Historically the hunt for animals was by necessity in order to generate food for the table. No part of the animal was left to waste as fat was used for heating oil and furs and hides were turned into garments and rugs. Over time, hunting became a sport and was controlled in the selective hunt of game animals. This should not be confused with poaching which is the illegal practice of trapping and harming animals. This story would end here it that were even the case.

In fact, works of taxidermy are actually quite useful as they are displayed in museums and educational institutions for purposes of teaching and instruction. However, they are showing up again with pride in beautiful homes, luxury hotels and highly rated restaurants as focal points to been seen and admired.

The practice of taxidermy is a skilled craft that requires the artistic talent of carpenters, woodworkers and tanners. While animals are preserved in their most natural state, some parts are fabricated. Eyes are often made from glass and some of the soft tissue from wax and epoxy. One of the most amazing places I’ve ever visited to study this art was the celebrated Deyrolle in Paris which housed a vast collection of animals, insects and natural curiosities. Cabinets held birds and butterflies and salons were lined with full body mounts of peacocks, zebras and even giraffe. A very sad thing happened in 2008 when a fire ripped through the establishment eliminating more than ninety percent of the collection.

Back stateside, if you ever find yourself in Washington DC you should make plans to visit the National Museum of Natural History at the Smithsonian Institute. It houses the third largest collection of birds In North America. Here in the US, it is common place to find the likes of mounted pheasants , red fox and deer. However, more exotic mounts are highly treasured like African game animals including impala, gazelle, water buffalo and kudu.n Zebra rugs are especially hard to come by and usually demand a high price tag.

Taking beauty to function, I recently had a female client who bought a half dozen small German roe buck antlers that she has mounted in her bathroom to hold her collection of jewelry – very creative.

For those looking for an alternative to real game animals, they are showing up in “herds.” I am pretty smitten with a recent discovery for my son’s room. I found a set of paper mache trophies of a zebra, tiger and gazelle that are made by artists in Haiti.

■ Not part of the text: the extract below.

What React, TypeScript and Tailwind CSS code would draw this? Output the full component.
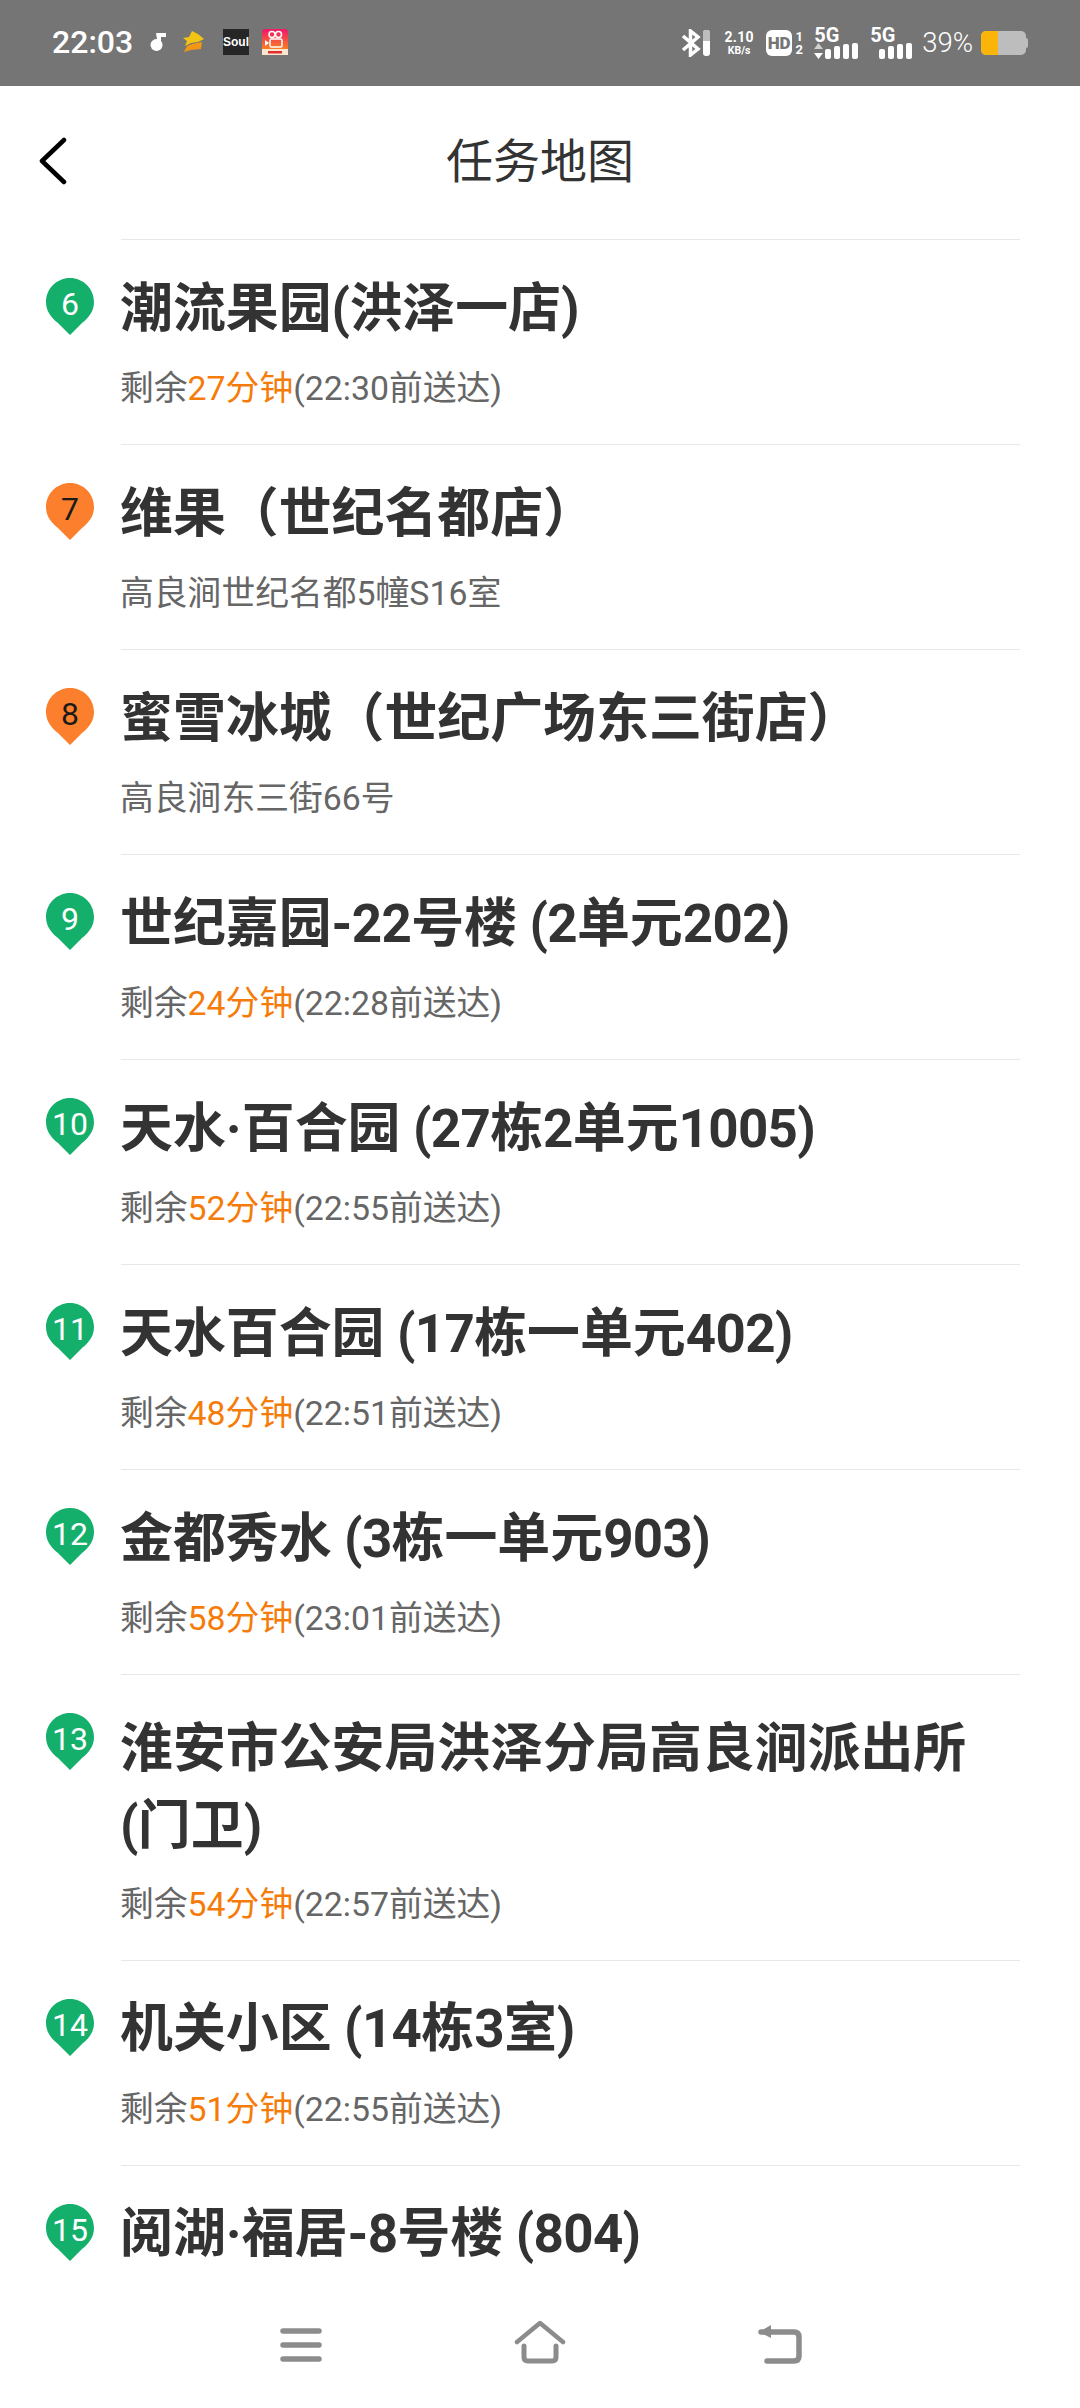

They are hand constructed and made of all recycled parts which supports global sustainability efforts. Also, a recent search on listed over 200 trophy mounts with material options that ranged from carved basswood to felt and wool.

Even the Queen of England boasts a collection of mounted trophies in her countryside estates. Yes, a little something for everyone.

Note from the writer: No animals were harmed in the production of this article.